-- BEGIN SUPPLIED MATERIAL --

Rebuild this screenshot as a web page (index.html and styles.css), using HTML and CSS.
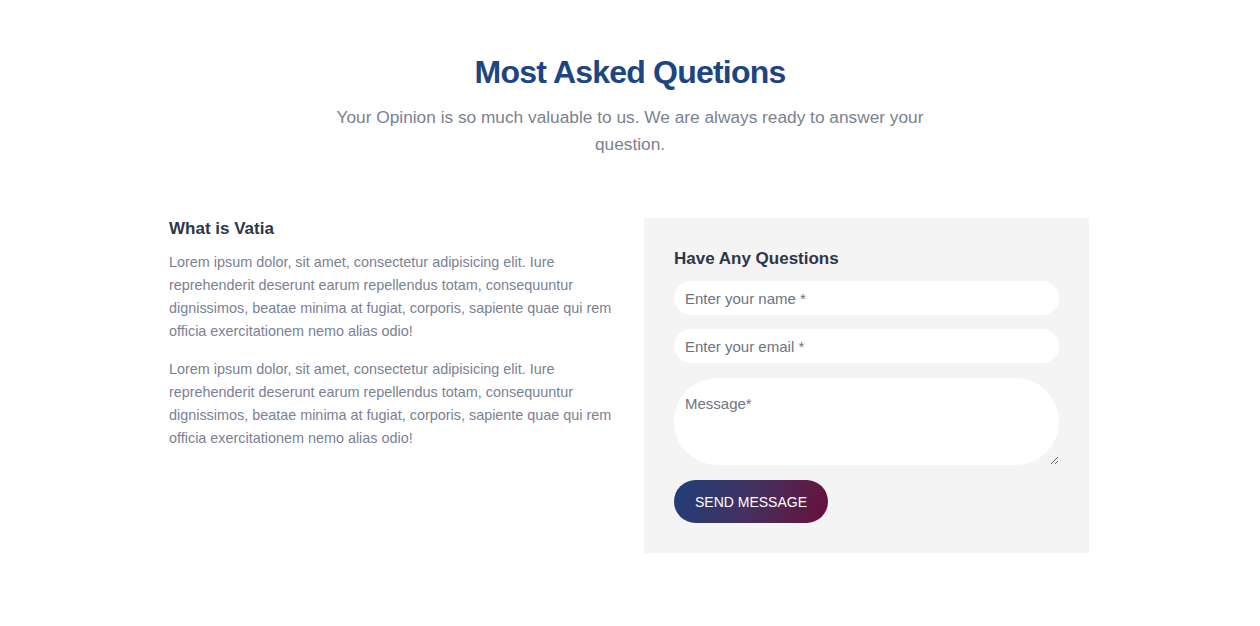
FILE: index.html
```html
<!DOCTYPE html>
<html lang="en">
<head>
<meta charset="utf-8">
<title>Most Asked Quetions</title>
<link rel="stylesheet" href="styles.css">
</head>
<body>
<section class="faq">
  <header class="faq-head">
    <h1 class="faq-title">Most Asked Quetions</h1>
    <p class="faq-sub">Your Opinion is so much valuable to us. We are always ready to answer your question.</p>
  </header>
  <div class="faq-grid">
    <div class="about">
      <h3 class="about-title">What is Vatia</h3>
      <p class="about-text">Lorem ipsum dolor, sit amet, consectetur adipisicing elit. Iure reprehenderit deserunt earum repellendus totam, consequuntur dignissimos, beatae minima at fugiat, corporis, sapiente quae qui rem officia exercitationem nemo alias odio!</p>
      <p class="about-text">Lorem ipsum dolor, sit amet, consectetur adipisicing elit. Iure reprehenderit deserunt earum repellendus totam, consequuntur dignissimos, beatae minima at fugiat, corporis, sapiente quae qui rem officia exercitationem nemo alias odio!</p>
    </div>
    <form class="ask">
      <h3 class="ask-title">Have Any Questions</h3>
      <input class="field" type="text" placeholder="Enter your name *">
      <input class="field" type="email" placeholder="Enter your email *">
      <textarea class="field area" placeholder="Message*"></textarea>
      <button class="send" type="button">SEND MESSAGE</button>
    </form>
  </div>
</section>
</body>
</html>
```
FILE: styles.css
```css
* { box-sizing: border-box; }
body {
  margin: 0;
  background: #fff;
  font-family: "Liberation Sans", Arial, sans-serif;
}
.faq {
  padding: 52px 0 60px;
}
.faq-head {
  text-align: center;
}
.faq-title {
  margin: 0;
  font-size: 32px;
  line-height: 40px;
  font-weight: 700;
  color: #1d4581;
  letter-spacing: -0.8px;
}
.faq-sub {
  margin: 12px auto 0;
  max-width: 610px;
  font-size: 17.3px;
  line-height: 27px;
  color: #7c8190;
}
.faq-grid {
  width: 920px;
  margin: 60px 0 0 calc(50% - 461px);
  display: grid;
  grid-template-columns: 1fr 1fr;
  column-gap: 30px;
  align-items: start;
}
.about-title {
  margin: 0 0 11px;
  font-size: 17px;
  line-height: 22px;
  color: #2d3748;
}
.about-text {
  margin: 0 0 15px;
  font-size: 14.4px;
  line-height: 23px;
  color: #7a8193;
}
.ask {
  background: #f4f4f4;
  padding: 29px 30px 30px;
  display: flex;
  flex-direction: column;
  align-items: flex-start;
}
.ask-title {
  margin: 0 0 10px;
  font-size: 17px;
  line-height: 24px;
  color: #2d3748;
}
.field {
  width: 100%;
  height: 34px;
  border: none;
  border-radius: 17px;
  background: #fff;
  padding: 0 11px;
  margin-bottom: 14px;
  font-family: "Liberation Sans", Arial, sans-serif;
  font-size: 15px;
  color: #333;
  outline: none;
}
.field::placeholder {
  color: #6e7480;
}
.area {
  height: 87px;
  margin-top: 1px;
  margin-bottom: 15px;
  border-radius: 44px;
  padding: 17px 11px 15px;
  resize: vertical;
}
.send {
  height: 43px;
  padding: 0 21px;
  border: none;
  border-radius: 22px;
  background: linear-gradient(110deg, #1f3f79 0%, #44305f 50%, #6a0f3a 100%);
  color: #fff;
  font-family: "Liberation Sans", Arial, sans-serif;
  font-size: 14px;
  cursor: pointer;
}
```
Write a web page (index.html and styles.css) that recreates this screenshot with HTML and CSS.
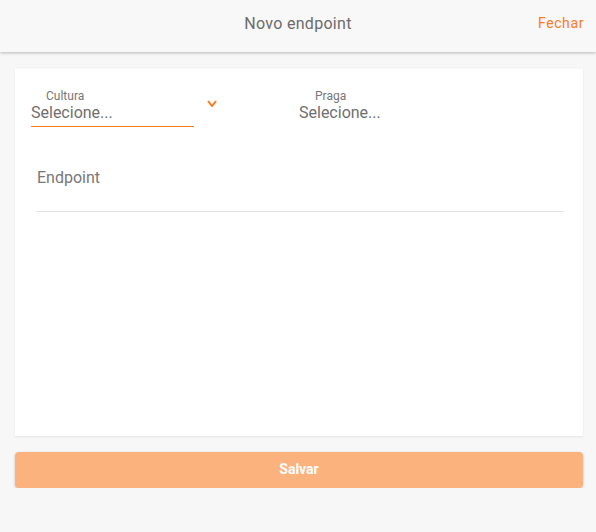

-- END SUPPLIED MATERIAL --

# DIRECTIONS FOR THIS TASK
Transcribe the full listing above exactly as it stands, minus the pictures.

# WORKED SOLUTION
Rebuild this screenshot as a web page (index.html and styles.css), using HTML and CSS.
FILE: index.html
```html
<!DOCTYPE html>
<html lang="en">
<head>
<meta charset="utf-8">
<title>Most Asked Quetions</title>
<link rel="stylesheet" href="styles.css">
</head>
<body>
<section class="faq">
  <header class="faq-head">
    <h1 class="faq-title">Most Asked Quetions</h1>
    <p class="faq-sub">Your Opinion is so much valuable to us. We are always ready to answer your question.</p>
  </header>
  <div class="faq-grid">
    <div class="about">
      <h3 class="about-title">What is Vatia</h3>
      <p class="about-text">Lorem ipsum dolor, sit amet, consectetur adipisicing elit. Iure reprehenderit deserunt earum repellendus totam, consequuntur dignissimos, beatae minima at fugiat, corporis, sapiente quae qui rem officia exercitationem nemo alias odio!</p>
      <p class="about-text">Lorem ipsum dolor, sit amet, consectetur adipisicing elit. Iure reprehenderit deserunt earum repellendus totam, consequuntur dignissimos, beatae minima at fugiat, corporis, sapiente quae qui rem officia exercitationem nemo alias odio!</p>
    </div>
    <form class="ask">
      <h3 class="ask-title">Have Any Questions</h3>
      <input class="field" type="text" placeholder="Enter your name *">
      <input class="field" type="email" placeholder="Enter your email *">
      <textarea class="field area" placeholder="Message*"></textarea>
      <button class="send" type="button">SEND MESSAGE</button>
    </form>
  </div>
</section>
</body>
</html>
```
FILE: styles.css
```css
* { box-sizing: border-box; }
body {
  margin: 0;
  background: #fff;
  font-family: "Liberation Sans", Arial, sans-serif;
}
.faq {
  padding: 52px 0 60px;
}
.faq-head {
  text-align: center;
}
.faq-title {
  margin: 0;
  font-size: 32px;
  line-height: 40px;
  font-weight: 700;
  color: #1d4581;
  letter-spacing: -0.8px;
}
.faq-sub {
  margin: 12px auto 0;
  max-width: 610px;
  font-size: 17.3px;
  line-height: 27px;
  color: #7c8190;
}
.faq-grid {
  width: 920px;
  margin: 60px 0 0 calc(50% - 461px);
  display: grid;
  grid-template-columns: 1fr 1fr;
  column-gap: 30px;
  align-items: start;
}
.about-title {
  margin: 0 0 11px;
  font-size: 17px;
  line-height: 22px;
  color: #2d3748;
}
.about-text {
  margin: 0 0 15px;
  font-size: 14.4px;
  line-height: 23px;
  color: #7a8193;
}
.ask {
  background: #f4f4f4;
  padding: 29px 30px 30px;
  display: flex;
  flex-direction: column;
  align-items: flex-start;
}
.ask-title {
  margin: 0 0 10px;
  font-size: 17px;
  line-height: 24px;
  color: #2d3748;
}
.field {
  width: 100%;
  height: 34px;
  border: none;
  border-radius: 17px;
  background: #fff;
  padding: 0 11px;
  margin-bottom: 14px;
  font-family: "Liberation Sans", Arial, sans-serif;
  font-size: 15px;
  color: #333;
  outline: none;
}
.field::placeholder {
  color: #6e7480;
}
.area {
  height: 87px;
  margin-top: 1px;
  margin-bottom: 15px;
  border-radius: 44px;
  padding: 17px 11px 15px;
  resize: vertical;
}
.send {
  height: 43px;
  padding: 0 21px;
  border: none;
  border-radius: 22px;
  background: linear-gradient(110deg, #1f3f79 0%, #44305f 50%, #6a0f3a 100%);
  color: #fff;
  font-family: "Liberation Sans", Arial, sans-serif;
  font-size: 14px;
  cursor: pointer;
}
```
Write a web page (index.html and styles.css) that recreates this screenshot with HTML and CSS.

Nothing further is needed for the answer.